Acquisition is not java, it uses the Limewire core, which is java. The distinction is that the core is completely NON-GUI. All the Java apps I mentioned where GUI. As for Swing, if anyone could possibly speak of swing in a positive light I would be shocked and amazed.

I only take issue with thefamousmred's commnet about .app packages. I personally didn't include any apps that have em. all the ones I listed come with application folders with thier own bin folders with .jar applications. If more recent versions have added .apps then great, but my point still stands.
This has been entertaining at least, and illustrated my exact point. K++ has an irrational hatred biased by ignorance. Shall I say that C++ bites because MFC is so poor? How about hating OS X because Word sucks? Swing is an API built in Java. It has failings - much fewer than AWT does - but it is only one API. Your issues with speed are either related to your bad software or your professors' ignorance. Java code can be extremely fast - or painfully slow. The same is true with C, C++, Objective-C and C#, by the way. The slowness of the Swing UI in OS X is almost exclusively Apple's fault, since slower PC machines run it without problem. I use for example Netbeans IDE, Object Domain UML, and BugSeeker2 daily on an 800 mHz PC and don't even notice that they are Java. They run well on my 677 TiBook, but not nearly well enough. If Java is a solution to facilitate laziness then I suggest that you ditch Cocoa/ObjC and revert to C or, better yet, machine language, the tough man's tool of choice.

Everyone seems to be in accord on their assessment of Swing, so I will be the voice of opposition. Swing is an UI API designed to fill in the gaps between what AWT offered and what OSs were increasingly offering. Things like Drag and Drop, divided panes, scrolling views, advanced imaging, layering, etc, were becoming so commonplace that SUN had to offer something and maintain compatibility with existing code, hence the Swing/AWT product.

And try not to insult everyones intelligence in here - we have demonstrated that we understand the difference between the JRE and the JDK (neither of which have analogues on OS X) - the point is that to exclude the developer tools (Javac, Jar) would save at most a few megabytes. And yes, many consumer apps are using the compiler et al these days so it is more difficult to do without them.

As for your claim that SUN based Java on Objective-C, I have never heard that before and it doesn't really make sense. The syntax is competely different (where it differs from standard C), and most of the talk I have ever heard from SUN compares Java to C++ or C, but never Objective-C. Maybe you could quote a document somewhere or state exactly what in Java is a ripoff of ObjC? I am a Java professional (have been for 6 years) so you can be specific.

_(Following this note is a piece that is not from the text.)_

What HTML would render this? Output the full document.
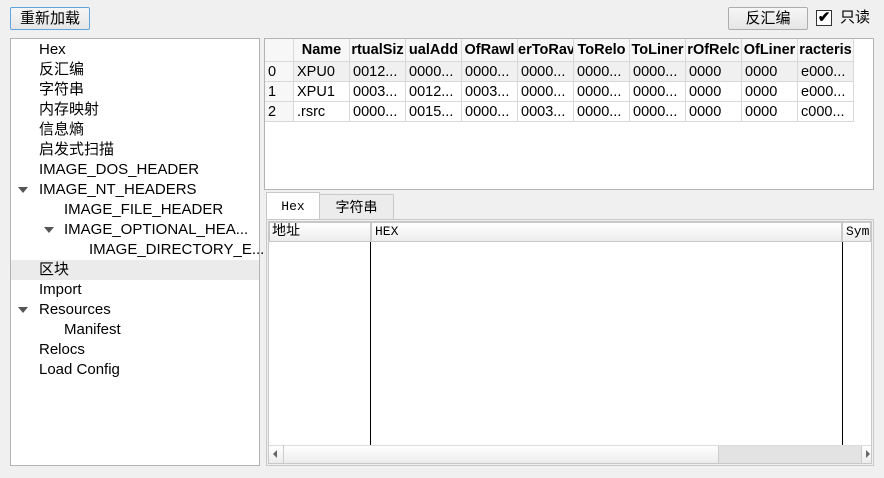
<!DOCTYPE html>
<html><head><meta charset="utf-8"><style>
*{box-sizing:border-box;margin:0;padding:0}
body{width:884px;height:478px;background:#f0f0f0;font-family:"Liberation Sans","Noto Sans CJK SC",sans-serif;font-size:15px;color:#000;position:relative;overflow:hidden}
.abs{position:absolute}
.btn{border:1px solid #adadad;background:linear-gradient(#f6f6f6,#e6e6e6);border-radius:2px;text-align:center;line-height:21px;font-size:15px}
.tree{left:10px;top:38px;width:250px;height:428px;background:#fff;border:1px solid #b4b4b4}
.row{position:absolute;height:20px;line-height:22px;white-space:nowrap}
.tri{position:absolute;width:0;height:0;border-left:5px solid transparent;border-right:5px solid transparent;border-top:6px solid #555}
.tbl{left:264px;top:38px;width:610px;height:152px;background:#fff;border:1px solid #b4b4b4}
.c{position:absolute;height:20px;line-height:20px;font-size:14.5px;padding-left:3px;border-right:1px solid #d8d8d8;border-bottom:1px solid #d8d8d8;overflow:hidden;white-space:nowrap}
.h{position:absolute;top:0;height:23px;line-height:22px;font-weight:bold;font-size:14.5px;background:#f7f7f7;border-right:1px solid #d8d8d8;border-bottom:1px solid #d8d8d8;overflow:hidden;white-space:nowrap;text-align:center}
.mono{font-family:"Liberation Mono","Noto Sans CJK SC",monospace;font-size:13px}
</style></head><body>
<div class="abs btn" style="left:10px;top:7px;width:80px;height:23px;border-color:#5fa3e0">重新加载</div>
<div class="abs btn" style="left:728px;top:7px;width:80px;height:23px">反汇编</div>
<div class="abs" style="left:816px;top:10px;width:16px;height:16px;border:1px solid #333;background:#fff;font-size:15px;line-height:14px;text-align:center;font-weight:bold">✔</div>
<div class="abs" style="left:840px;top:8px;line-height:20px">只读</div>

<div class="abs tree">
<div class="row" style="left:28px;top:0">Hex</div>
<div class="row" style="left:28px;top:20px">反汇编</div>
<div class="row" style="left:28px;top:40px">字符串</div>
<div class="row" style="left:28px;top:60px">内存映射</div>
<div class="row" style="left:28px;top:80px">信息熵</div>
<div class="row" style="left:28px;top:100px">启发式扫描</div>
<div class="row" style="left:28px;top:120px">IMAGE_DOS_HEADER</div>
<div class="tri" style="left:7px;top:148px"></div>
<div class="row" style="left:28px;top:140px">IMAGE_NT_HEADERS</div>
<div class="row" style="left:53px;top:160px">IMAGE_FILE_HEADER</div>
<div class="tri" style="left:33px;top:188px"></div>
<div class="row" style="left:53px;top:180px">IMAGE_OPTIONAL_HEA...</div>
<div class="row" style="left:78px;top:200px">IMAGE_DIRECTORY_E...</div>
<div class="row" style="left:0;top:221px;width:248px;background:#ebebeb;padding-left:28px;line-height:20px">区块</div>
<div class="row" style="left:28px;top:240px">Import</div>
<div class="tri" style="left:7px;top:268px"></div>
<div class="row" style="left:28px;top:260px">Resources</div>
<div class="row" style="left:53px;top:280px">Manifest</div>
<div class="row" style="left:28px;top:300px">Relocs</div>
<div class="row" style="left:28px;top:320px">Load Config</div>
</div>

<div class="abs tbl">
<div class="h" style="left:0;width:29px"></div>
<div class="h" style="left:29px;width:56px">Name</div>
<div class="h" style="left:85px;width:56px">rtualSiz</div>
<div class="h" style="left:141px;width:56px">ualAdd</div>
<div class="h" style="left:197px;width:56px">OfRawl</div>
<div class="h" style="left:253px;width:56px">erToRav</div>
<div class="h" style="left:309px;width:56px">ToRelo</div>
<div class="h" style="left:365px;width:56px">ToLiner</div>
<div class="h" style="left:421px;width:56px">rOfRelc</div>
<div class="h" style="left:477px;width:56px">OfLiner</div>
<div class="h" style="left:533px;width:56px">racteris</div>
<div id="rows"></div>
</div>
<script>
var d=[["0","XPU0","0012...","0000...","0000...","0000...","0000...","0000...","0000","0000","e000..."],
["1","XPU1","0003...","0012...","0003...","0000...","0000...","0000...","0000","0000","e000..."],
["2",".rsrc","0000...","0015...","0000...","0003...","0000...","0000...","0000","0000","c000..."]];
var h="";var x=[0,29,85,141,197,253,309,365,421,477,533],w=[29,56,56,56,56,56,56,56,56,56,56];
d.forEach(function(r,i){r.forEach(function(v,j){h+='<div class="c" style="top:'+(23+i*20)+'px;left:'+x[j]+'px;width:'+w[j]+'px;'+(i==0?'background:#f0f0f0;':'')+(j==0?'background:#f7f7f7;':'')+'">'+v+'</div>'})});
document.getElementById("rows").innerHTML=h;
</script>

<div class="abs mono" style="left:266px;top:192px;width:54px;height:28px;background:#fff;border:1px solid #c8c8c8;border-bottom:none;text-align:center;line-height:28px">Hex</div>
<div class="abs" style="left:319px;top:194px;width:75px;height:25px;background:#ececec;border:1px solid #c8c8c8;border-bottom:none;text-align:center;line-height:24px;font-size:14px">字符串</div>
<div class="abs" style="left:266px;top:219px;width:608px;height:247px;border:1px solid #c8c8c8;background:#f0f0f0"></div>
<div class="abs" style="left:268px;top:221px;width:604px;height:243px;background:#fff;border:1px solid #c8c8c8"></div>
<div class="abs mono" style="left:269px;top:222px;width:102px;height:20px;background:linear-gradient(#fff,#ededed);border:1px solid #c8c8c8;line-height:18px;padding-left:2px;font-size:14px">地址</div>
<div class="abs mono" style="left:371px;top:222px;width:471px;height:20px;background:linear-gradient(#fff,#ededed);border:1px solid #c8c8c8;line-height:18px;padding-left:3px">HEX</div>
<div class="abs mono" style="left:842px;top:222px;width:29px;height:20px;background:linear-gradient(#fff,#ededed);border:1px solid #c8c8c8;line-height:18px;padding-left:3px;overflow:hidden">Sym</div>
<div class="abs" style="left:370px;top:242px;width:1px;height:203px;background:#000"></div>
<div class="abs" style="left:842px;top:242px;width:1px;height:203px;background:#000"></div>
<div class="abs" style="left:269px;top:445px;width:602px;height:18px;background:linear-gradient(#fff,#ececec);border-top:1px solid #ddd"></div>
<div class="abs" style="left:283px;top:445px;width:1px;height:18px;background:#ccc"></div>
<div class="abs" style="left:718px;top:446px;width:144px;height:17px;background:#e3e3e3;border-left:1px solid #ccc;border-right:1px solid #ccc"></div>
<div class="abs" style="left:273px;top:450px;width:0;height:0;border-top:4px solid transparent;border-bottom:4px solid transparent;border-right:4px solid #666"></div>
<div class="abs" style="left:866px;top:450px;width:0;height:0;border-top:4px solid transparent;border-bottom:4px solid transparent;border-left:4px solid #666"></div>
</body></html>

Finally, your assertion is ludicrous that recompiling a java app on a different platform is necessary or even beneficial. The most common reason that different installers exist for different platforms is for convenience of the end user. 99% of the code will be the same (if not all), but the actual application mechanism is different. The three major apps I quoted earlier are good examples. It has been a long time since I had to make changes to a program to make it run on Windows, Linux and Mac OS X - my most common deployment platforms. When it was necessary it was still significantly easier than having to actually do a full code port.

You would have eminently more credibility if you stopped making dogmatic assertions and started being more specific.